By far, the most common syscall performed by Parallels is an ioctl on /dev/vm-main. At least with a fedora core 5 guest running gnome-terminal, there appears to be many ioctls per cursor flash. I'm guessing at least some of these ioctls are for video operations.
The second most common syscall performed by Parallels is gettimeofday. These appear to happen almost once a second. Presumably for guest/host time synchronization.
Another odd behavior is Parallels appears to statfs the user's home directory every few seconds (between 4 and 6 seconds). Presumably to see if the user's homedir is network mounted or some such. It's probably safe to say the user's home directory won't be changing filesystems once the app starts. All sorts of things will break if the user swaps homedirs out from underneath apps. Related to this, Parallels appears to use ~/.vmm-XXXXXX file(s) as temorary storage, which is immediately unlinked. Perhaps the constant statfs'ing of ~/ is part of an abstracted layer built around these temporary files. This .vmm-XXXXXX file size appears to correspond to the size of the virtual machine's memory. Perhaps it is the file that backs a vm's "physical" memory. The file gets mmapped into the Parallels process that runs the virtual machine. MAP_ANON would probably be a much better approach, if this is indeed the case.
Whenever a parallels window (not a guest OS' window) is selected or moved, parallels synchronizes its preferences, presumably to preserve window location for next launch, in the event of a crash/panic/etc. The synchronization process appears to be rather expensive, touches many files, and does many system calls. The expense is incurred by CFPreferencesSynchronize, not by parallels, but minimizing calls to sync prefs would probably help.
Another fun little tidbit is Parallels seems to like to check for the file /var/db/.AccessibilityAPIEnabled. Presumably, this is a side effect of some high level API Parallels is using, but it seems to happen fairly frequently, particularly when suspending/resuming.
Parallels appears to use Carbon, or a UI toolkit that uses Carbon for at least some of it's file operations. This can be seen by it's use of volfs (/.vol) to access files. Additionally, they appear to use C++ somewhat extensively. You can see that they link against libstdc++, but also nm shows several C++ symbols. My guess is they are using Qt to do the UI, probably on Linux and Windows as well, which contributed to the relatively fast Mac OS X port. The early betas for Mac OS X still had Qt symbols in them.
File persistence: To successfully sync data out of kernel and drive caches on Mac OS X, one needs to do an fcntl(F_FULLFSYNC). This is what we need to look for to see if Parallels is telling the host to sync data to disk, when a guest tells Parallels to do the same. When using linux, and doing an fsync(), fdatasync(), or doing hdparm and flushing caches, no fsync or fcntl call is generated in the host environment. It appears "safe" writes in the vm do not correspond to "safe" writes in the host.
Fun tidbit: it appears Parallels has used some of their Linux port to get to market quickly on Mac OS X. Some things are still left over from the linux port, such as trying to open /proc/parallels/mem.

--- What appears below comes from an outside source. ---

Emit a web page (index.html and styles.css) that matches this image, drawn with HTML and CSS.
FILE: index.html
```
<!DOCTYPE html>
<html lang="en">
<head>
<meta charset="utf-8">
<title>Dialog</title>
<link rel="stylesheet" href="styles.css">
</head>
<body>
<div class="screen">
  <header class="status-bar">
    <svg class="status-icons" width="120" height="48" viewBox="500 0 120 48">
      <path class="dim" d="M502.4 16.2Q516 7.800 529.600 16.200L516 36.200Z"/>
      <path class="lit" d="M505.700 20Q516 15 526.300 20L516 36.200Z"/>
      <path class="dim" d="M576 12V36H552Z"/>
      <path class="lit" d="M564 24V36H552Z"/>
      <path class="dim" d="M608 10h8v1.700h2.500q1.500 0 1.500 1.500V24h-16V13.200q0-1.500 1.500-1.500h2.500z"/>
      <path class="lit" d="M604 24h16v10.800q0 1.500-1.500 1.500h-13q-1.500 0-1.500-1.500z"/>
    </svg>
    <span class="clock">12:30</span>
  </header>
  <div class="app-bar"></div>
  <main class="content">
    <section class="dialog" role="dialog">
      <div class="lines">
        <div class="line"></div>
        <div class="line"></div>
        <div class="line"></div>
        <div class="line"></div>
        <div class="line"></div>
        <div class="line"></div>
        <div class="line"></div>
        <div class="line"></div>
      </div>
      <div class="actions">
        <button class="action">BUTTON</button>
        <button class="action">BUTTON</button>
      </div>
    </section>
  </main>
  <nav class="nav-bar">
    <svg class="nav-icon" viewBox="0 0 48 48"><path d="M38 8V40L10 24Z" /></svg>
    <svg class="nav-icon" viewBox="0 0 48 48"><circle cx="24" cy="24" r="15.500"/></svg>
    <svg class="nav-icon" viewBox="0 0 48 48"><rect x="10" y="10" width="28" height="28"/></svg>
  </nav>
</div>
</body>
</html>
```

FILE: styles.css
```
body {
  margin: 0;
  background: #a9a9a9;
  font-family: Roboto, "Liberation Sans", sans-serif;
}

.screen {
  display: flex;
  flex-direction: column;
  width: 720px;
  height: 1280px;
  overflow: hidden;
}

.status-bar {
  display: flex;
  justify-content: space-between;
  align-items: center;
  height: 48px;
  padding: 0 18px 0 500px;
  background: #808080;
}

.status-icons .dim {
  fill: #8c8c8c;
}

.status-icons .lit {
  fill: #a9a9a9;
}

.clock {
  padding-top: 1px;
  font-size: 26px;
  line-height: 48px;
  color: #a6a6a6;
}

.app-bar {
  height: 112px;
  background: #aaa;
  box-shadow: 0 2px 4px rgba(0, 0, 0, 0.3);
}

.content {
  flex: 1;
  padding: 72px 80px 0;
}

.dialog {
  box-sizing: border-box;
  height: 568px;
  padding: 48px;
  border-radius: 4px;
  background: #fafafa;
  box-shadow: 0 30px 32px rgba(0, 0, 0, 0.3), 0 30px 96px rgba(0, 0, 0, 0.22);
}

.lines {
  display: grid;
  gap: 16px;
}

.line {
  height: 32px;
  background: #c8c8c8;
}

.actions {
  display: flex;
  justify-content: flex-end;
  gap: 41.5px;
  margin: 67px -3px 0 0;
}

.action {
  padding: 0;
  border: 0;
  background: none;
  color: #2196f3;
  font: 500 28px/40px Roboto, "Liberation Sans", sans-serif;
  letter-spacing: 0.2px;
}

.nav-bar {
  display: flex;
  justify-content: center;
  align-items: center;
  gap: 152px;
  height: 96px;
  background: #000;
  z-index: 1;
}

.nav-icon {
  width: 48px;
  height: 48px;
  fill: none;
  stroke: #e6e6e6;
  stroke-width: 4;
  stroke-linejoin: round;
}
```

When Parallels launches a virtual machine, it has 2 processes that run. One is where most of the VM activity takes place. The other process doesn't appear to actually do anything. While the other process is running, this process appears to just sit in select() waiting on a pipe for, presumably, a notification from the other process saying it has finished.
Parallels has a ~/.parallels_settings file, which lists your recent virtual machines, for use in the dialog box of creating a new vm, opening an existing one, or opening a recent vm. It also stores the location of the main parallels window on the screen. It also has a /Library/Parallels/.parallels_common_options file, which appears to just specify a maximum memory for all current running VM's.
The license file appears to be stored in /Library/Parallels/.parallels_license_2.1 and just stores the license key, and who parallels is registered to.
The Parallels kexts are also /System/Library/Extensions/hypervisor.kext and /System/Library/Extensions/vmmain.kext.
When a virtual machine is in use, a .<vmname>.pvs.lock file is created in the same directory as the .pvs file, which describes the virtual machine. This lock file can become stale if Parallels crashes.
Parallels also listens on an IPv4 socket on localhost port 5679 although I have not been able to capture any traffic over this port using tcpdump on lo0. Piping random data to it seemed to have no effect.
For memory, parallels appears to use a combination of both malloc and of vm_allocate. Presumably, the vm_allocated regions are for shuttling data between the kexts and the parallels app its self.
CD/DVD access appears to be exclusive at the IOKit level. Data is read/written to and from the dvd without read/write system calls, but rather through ioctls to /dev/vm-main. This also appears to be asynchronous and done in a separate thread. The rest of the host OS does not have "normal" access to the drive. There is no device node for the device when Parallels has captured exclusive access to it.
When you click on a parallels window to select it or drag it, the guest vm's display is not updated, although the VM appears to continue executing just fine. It appears host window updates are just disabled while the mouse is down on the window.
Parallels suspends and resumes by doing 16k synchronous reads/writes from/to it's .sav file. On suspend, each write appears to be preceded by ~3 lseeks to the exact same offset. Presumably this is because they are using a high level API and each layer of abstraction needs to ensure it is writing to the right location. 128k reads/writes could provide a
Between reads of the .sav file when resuming, parallels appears to do an fstat, 2 ioctls, and an lseek. I'm not sure what the fstat is for, the ioctl is presumably passing the data, or information about the data, it just read off to the kext via the device node. The lseek just baffles me, since resumes appear to be sequential linear reads of the .sav file, so why lseek to the position you're already at? Presumably, this is part of some API abstraction. Sometimes, there can be up to 4 lseeks in a row, seeking to the exact same location in the file. Sometimes it seeks backwards, and then back to where it was with no file access inbetween.
All observations were made with beta5 on a MacBook Pro 2.0GHz w/2GB memory.
The primary guest OS was Fedora Core 5 with VT-x disabled. Observations were made using fs_usage, ktrace, gdb, and nm. My home directory was on the local disk.